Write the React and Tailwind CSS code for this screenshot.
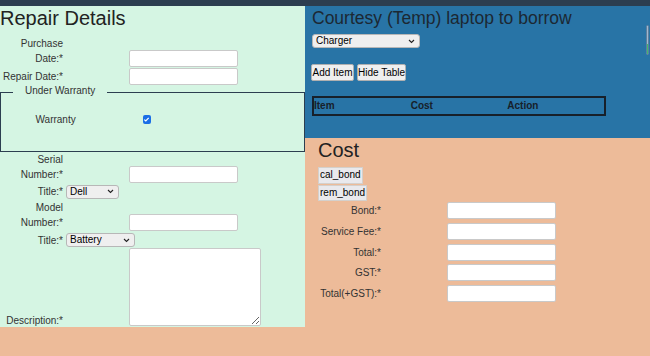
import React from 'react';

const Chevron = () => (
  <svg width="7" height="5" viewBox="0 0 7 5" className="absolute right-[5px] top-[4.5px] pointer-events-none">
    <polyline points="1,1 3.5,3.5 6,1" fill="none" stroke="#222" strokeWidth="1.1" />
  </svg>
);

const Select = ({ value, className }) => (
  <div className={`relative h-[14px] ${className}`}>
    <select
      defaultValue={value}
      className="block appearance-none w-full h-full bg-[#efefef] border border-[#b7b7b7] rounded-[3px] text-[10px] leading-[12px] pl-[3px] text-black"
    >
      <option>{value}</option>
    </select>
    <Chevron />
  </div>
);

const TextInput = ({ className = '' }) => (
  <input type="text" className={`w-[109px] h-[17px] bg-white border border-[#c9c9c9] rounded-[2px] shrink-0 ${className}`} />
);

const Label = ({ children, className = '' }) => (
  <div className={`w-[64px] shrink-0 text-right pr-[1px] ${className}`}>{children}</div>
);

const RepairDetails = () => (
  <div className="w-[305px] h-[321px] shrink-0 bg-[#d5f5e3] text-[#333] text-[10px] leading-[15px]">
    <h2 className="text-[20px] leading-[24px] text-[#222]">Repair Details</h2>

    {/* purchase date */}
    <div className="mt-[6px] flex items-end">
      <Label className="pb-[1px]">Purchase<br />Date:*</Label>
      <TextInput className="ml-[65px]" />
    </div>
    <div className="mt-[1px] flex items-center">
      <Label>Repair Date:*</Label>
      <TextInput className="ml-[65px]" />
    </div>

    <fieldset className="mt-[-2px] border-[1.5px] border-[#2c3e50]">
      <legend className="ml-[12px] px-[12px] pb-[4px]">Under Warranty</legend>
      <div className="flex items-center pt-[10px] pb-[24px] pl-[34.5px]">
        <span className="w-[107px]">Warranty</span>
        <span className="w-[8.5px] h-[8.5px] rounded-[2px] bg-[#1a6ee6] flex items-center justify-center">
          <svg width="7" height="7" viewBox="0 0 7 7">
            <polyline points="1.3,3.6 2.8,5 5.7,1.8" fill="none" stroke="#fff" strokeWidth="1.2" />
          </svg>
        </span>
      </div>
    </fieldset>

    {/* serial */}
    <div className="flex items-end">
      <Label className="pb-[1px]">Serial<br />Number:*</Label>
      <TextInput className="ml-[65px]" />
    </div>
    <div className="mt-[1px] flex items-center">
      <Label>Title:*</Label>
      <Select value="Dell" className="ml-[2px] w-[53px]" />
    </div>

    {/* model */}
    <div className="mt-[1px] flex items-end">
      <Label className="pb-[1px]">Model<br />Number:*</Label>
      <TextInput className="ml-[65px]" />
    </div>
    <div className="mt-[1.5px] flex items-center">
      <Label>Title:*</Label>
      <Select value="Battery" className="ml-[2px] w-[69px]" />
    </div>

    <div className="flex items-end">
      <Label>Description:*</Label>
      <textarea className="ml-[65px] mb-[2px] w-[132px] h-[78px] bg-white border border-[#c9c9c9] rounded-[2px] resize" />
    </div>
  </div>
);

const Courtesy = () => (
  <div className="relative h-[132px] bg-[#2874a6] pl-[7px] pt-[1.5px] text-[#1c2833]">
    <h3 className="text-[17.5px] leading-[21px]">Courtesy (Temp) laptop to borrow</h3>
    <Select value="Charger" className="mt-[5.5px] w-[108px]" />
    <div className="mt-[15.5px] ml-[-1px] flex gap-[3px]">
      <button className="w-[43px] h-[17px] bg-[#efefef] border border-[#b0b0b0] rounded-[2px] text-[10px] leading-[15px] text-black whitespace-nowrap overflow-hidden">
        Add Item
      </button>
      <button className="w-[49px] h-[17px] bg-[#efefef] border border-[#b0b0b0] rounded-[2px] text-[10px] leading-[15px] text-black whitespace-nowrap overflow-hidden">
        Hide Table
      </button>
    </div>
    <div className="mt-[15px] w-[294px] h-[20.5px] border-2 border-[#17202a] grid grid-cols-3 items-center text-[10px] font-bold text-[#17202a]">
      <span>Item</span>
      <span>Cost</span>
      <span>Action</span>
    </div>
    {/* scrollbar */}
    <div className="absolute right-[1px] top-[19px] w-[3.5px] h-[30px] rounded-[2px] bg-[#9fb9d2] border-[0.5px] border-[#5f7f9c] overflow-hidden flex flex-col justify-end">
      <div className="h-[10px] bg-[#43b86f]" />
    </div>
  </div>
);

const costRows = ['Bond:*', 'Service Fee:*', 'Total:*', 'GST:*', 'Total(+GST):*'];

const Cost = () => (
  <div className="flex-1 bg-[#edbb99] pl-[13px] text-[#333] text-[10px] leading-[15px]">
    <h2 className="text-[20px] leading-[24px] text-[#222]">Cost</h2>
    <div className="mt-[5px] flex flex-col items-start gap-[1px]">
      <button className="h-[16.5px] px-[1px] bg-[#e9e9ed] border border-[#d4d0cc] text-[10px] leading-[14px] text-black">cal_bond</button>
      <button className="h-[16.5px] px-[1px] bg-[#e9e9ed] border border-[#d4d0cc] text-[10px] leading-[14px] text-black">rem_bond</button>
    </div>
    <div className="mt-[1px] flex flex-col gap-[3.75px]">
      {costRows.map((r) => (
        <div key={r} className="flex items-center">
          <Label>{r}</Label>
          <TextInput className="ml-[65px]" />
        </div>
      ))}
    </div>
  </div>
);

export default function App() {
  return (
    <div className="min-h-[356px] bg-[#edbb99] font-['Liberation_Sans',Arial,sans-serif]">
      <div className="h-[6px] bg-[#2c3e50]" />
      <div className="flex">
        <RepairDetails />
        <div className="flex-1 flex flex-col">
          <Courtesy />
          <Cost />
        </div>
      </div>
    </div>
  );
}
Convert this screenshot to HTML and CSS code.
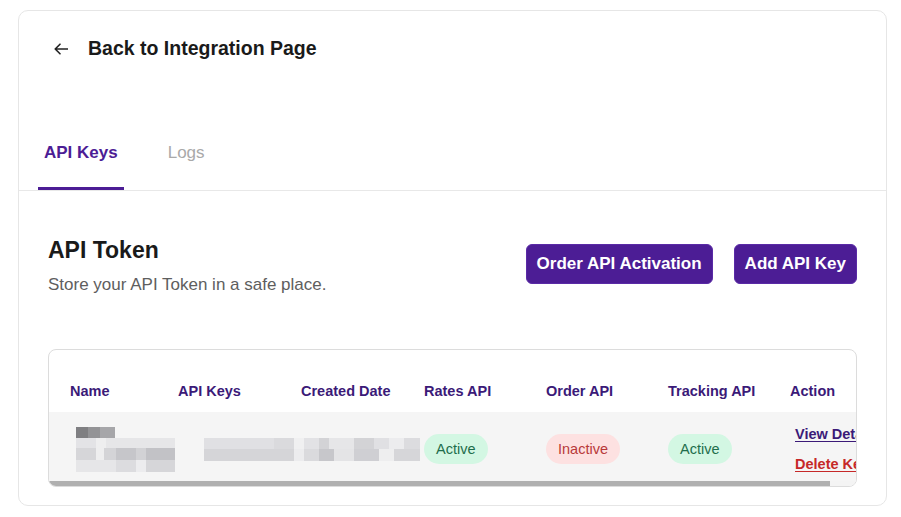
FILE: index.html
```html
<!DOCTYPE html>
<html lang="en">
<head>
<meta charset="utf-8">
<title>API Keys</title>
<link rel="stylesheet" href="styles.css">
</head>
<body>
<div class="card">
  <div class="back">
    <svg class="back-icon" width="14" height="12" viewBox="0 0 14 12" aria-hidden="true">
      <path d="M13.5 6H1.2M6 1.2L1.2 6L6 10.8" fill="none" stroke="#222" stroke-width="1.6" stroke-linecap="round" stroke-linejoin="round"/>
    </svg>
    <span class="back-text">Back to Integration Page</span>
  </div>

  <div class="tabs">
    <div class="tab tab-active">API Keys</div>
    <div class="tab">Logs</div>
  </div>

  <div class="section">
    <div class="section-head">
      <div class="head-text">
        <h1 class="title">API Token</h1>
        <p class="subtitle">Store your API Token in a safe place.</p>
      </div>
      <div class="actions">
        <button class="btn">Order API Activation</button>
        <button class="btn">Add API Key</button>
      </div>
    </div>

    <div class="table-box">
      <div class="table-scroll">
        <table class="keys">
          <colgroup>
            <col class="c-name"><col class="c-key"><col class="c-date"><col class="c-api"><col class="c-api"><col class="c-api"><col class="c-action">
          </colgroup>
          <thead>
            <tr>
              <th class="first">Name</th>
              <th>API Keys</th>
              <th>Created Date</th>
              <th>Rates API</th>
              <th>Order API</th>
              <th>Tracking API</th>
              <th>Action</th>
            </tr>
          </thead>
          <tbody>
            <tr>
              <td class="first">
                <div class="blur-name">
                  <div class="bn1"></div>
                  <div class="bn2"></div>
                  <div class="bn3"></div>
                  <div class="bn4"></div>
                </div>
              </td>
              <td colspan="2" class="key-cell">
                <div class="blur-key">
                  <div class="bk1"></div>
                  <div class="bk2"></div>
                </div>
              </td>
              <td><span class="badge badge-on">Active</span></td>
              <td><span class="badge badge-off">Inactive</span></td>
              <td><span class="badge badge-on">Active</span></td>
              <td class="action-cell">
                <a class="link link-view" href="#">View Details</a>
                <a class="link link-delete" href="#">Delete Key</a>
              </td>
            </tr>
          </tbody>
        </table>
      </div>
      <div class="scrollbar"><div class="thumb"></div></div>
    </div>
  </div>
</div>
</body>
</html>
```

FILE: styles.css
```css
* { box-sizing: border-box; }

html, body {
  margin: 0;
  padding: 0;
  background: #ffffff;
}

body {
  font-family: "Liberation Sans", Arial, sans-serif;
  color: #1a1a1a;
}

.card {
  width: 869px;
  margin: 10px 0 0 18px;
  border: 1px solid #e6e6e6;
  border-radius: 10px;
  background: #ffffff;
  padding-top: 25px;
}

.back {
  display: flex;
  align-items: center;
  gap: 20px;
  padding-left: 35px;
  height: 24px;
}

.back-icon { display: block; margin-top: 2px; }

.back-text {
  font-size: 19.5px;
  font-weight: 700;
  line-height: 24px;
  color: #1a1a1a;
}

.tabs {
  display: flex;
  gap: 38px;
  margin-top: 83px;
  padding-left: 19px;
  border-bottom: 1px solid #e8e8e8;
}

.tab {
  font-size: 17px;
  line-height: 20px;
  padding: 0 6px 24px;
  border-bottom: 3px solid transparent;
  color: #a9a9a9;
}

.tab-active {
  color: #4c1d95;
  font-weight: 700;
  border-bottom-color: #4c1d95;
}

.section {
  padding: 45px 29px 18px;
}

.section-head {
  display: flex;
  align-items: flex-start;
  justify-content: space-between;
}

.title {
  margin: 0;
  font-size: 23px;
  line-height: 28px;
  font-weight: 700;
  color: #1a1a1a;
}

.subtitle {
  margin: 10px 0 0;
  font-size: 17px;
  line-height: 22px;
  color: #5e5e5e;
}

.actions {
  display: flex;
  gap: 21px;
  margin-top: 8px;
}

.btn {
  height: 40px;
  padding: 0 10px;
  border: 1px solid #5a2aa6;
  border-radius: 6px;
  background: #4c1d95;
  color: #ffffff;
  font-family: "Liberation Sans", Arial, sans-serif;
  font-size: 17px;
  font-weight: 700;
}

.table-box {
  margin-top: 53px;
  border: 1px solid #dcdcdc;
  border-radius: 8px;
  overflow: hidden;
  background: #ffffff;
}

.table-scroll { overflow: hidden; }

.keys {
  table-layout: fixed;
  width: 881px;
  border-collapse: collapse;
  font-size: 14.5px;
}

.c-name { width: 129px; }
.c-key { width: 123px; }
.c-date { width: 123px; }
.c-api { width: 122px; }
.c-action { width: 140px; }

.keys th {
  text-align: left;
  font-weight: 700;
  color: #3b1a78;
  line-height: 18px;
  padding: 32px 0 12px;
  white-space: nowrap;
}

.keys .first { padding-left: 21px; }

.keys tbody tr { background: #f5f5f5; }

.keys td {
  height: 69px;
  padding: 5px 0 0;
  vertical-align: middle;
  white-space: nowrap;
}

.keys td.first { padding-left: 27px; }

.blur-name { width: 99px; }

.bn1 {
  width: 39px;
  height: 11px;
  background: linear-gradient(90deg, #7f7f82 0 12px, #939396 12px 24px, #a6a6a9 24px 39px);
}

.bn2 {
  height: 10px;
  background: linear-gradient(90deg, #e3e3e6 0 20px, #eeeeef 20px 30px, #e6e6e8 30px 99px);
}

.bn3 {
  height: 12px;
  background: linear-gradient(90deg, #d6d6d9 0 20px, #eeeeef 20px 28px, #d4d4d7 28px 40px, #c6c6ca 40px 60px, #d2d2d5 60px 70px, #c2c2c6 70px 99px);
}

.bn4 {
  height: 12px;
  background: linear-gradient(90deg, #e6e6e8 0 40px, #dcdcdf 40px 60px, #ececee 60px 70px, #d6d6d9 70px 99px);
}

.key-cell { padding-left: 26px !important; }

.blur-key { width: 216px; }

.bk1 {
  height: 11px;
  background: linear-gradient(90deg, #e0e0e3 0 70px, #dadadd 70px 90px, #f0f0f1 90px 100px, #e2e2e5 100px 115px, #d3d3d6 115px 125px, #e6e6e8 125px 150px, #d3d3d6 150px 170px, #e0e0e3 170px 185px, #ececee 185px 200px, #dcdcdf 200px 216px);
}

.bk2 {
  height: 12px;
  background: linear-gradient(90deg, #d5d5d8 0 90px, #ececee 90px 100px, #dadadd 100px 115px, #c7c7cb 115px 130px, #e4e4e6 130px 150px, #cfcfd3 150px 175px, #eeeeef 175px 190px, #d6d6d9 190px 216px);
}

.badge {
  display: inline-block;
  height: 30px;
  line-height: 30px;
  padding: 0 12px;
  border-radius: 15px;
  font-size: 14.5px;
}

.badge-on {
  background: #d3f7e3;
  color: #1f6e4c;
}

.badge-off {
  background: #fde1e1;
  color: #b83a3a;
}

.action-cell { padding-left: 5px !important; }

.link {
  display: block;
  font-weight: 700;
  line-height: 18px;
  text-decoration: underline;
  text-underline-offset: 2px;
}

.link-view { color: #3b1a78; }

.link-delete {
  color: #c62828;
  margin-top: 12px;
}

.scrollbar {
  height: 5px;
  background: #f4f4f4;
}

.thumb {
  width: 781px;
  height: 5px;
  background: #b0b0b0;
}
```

**Stated goal:**
Count each line of the data where the word "React" appears, then reply with the total only.

**Task output:**
2